Out of the lines below, please list those that hold the string "styles".
——————
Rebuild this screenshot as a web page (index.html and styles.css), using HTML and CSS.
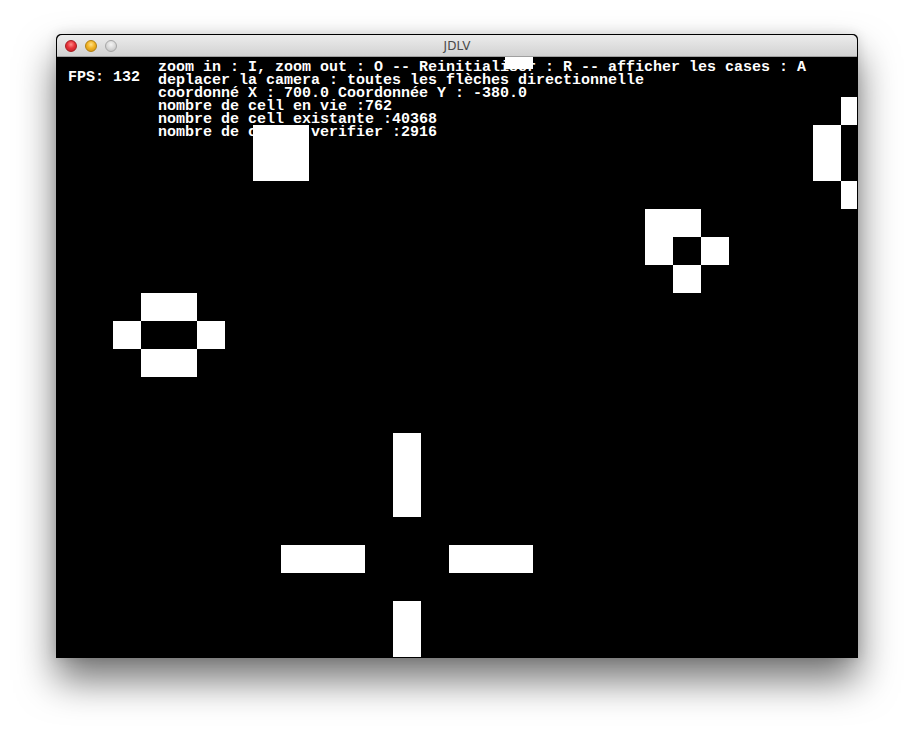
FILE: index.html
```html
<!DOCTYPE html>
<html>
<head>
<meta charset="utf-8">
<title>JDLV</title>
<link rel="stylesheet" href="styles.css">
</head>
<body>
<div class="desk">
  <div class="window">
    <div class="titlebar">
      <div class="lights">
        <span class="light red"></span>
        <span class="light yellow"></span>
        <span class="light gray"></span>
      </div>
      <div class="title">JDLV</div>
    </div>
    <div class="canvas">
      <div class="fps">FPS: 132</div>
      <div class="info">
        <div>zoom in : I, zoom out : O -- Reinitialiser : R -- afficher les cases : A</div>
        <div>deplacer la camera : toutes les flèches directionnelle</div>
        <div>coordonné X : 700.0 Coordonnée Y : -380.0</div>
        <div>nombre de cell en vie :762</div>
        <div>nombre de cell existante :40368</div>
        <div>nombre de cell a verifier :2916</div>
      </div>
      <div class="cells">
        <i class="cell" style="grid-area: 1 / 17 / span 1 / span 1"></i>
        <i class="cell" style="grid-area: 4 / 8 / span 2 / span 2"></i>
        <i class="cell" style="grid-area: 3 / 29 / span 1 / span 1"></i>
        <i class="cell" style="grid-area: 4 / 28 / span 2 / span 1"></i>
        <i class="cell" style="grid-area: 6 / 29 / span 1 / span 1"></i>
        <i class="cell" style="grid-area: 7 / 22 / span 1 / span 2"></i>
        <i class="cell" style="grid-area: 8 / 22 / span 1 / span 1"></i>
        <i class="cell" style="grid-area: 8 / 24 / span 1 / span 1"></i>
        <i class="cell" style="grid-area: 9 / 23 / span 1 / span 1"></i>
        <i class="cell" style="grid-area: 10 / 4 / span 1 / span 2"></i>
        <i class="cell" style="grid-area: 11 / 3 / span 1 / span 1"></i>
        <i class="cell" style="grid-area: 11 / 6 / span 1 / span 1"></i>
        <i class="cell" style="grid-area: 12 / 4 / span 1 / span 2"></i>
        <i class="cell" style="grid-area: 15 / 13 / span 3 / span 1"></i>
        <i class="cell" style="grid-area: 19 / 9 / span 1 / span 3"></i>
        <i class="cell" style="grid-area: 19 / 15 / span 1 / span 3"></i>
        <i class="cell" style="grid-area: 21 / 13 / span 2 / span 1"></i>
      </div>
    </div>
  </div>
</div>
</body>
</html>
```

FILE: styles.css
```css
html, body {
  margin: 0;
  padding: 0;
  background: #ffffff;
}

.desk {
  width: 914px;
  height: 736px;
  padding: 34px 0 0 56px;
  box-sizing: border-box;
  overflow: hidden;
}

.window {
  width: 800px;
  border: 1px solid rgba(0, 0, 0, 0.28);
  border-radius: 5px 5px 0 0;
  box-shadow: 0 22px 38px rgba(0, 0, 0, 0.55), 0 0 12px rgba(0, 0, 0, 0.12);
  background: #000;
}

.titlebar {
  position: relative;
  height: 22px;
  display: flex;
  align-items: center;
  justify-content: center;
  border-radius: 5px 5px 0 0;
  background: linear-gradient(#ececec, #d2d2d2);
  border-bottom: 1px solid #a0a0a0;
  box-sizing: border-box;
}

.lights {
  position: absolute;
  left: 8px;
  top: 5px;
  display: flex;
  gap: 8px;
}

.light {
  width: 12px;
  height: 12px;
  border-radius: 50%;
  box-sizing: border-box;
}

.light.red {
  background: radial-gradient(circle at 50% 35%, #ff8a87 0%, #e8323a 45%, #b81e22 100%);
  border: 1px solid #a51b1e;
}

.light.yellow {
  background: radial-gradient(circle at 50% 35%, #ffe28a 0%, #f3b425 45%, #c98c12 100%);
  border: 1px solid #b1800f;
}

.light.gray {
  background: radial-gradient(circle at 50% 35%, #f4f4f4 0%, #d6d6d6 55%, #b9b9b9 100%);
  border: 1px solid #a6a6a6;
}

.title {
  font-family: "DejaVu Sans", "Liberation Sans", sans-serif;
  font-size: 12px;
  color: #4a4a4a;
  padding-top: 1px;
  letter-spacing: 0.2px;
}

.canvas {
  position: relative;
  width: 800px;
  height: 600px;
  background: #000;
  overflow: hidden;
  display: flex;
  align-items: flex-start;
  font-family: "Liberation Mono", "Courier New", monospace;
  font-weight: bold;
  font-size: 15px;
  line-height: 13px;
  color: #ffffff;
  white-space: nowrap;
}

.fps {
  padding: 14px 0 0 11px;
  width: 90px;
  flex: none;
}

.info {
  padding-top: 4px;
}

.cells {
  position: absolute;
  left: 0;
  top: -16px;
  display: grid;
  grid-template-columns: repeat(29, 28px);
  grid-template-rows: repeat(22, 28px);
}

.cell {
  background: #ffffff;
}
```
——————
Solution for this exercise -
Rebuild this screenshot as a web page (index.html and styles.css), using HTML and CSS.
<link rel="stylesheet" href="styles.css">
FILE: styles.css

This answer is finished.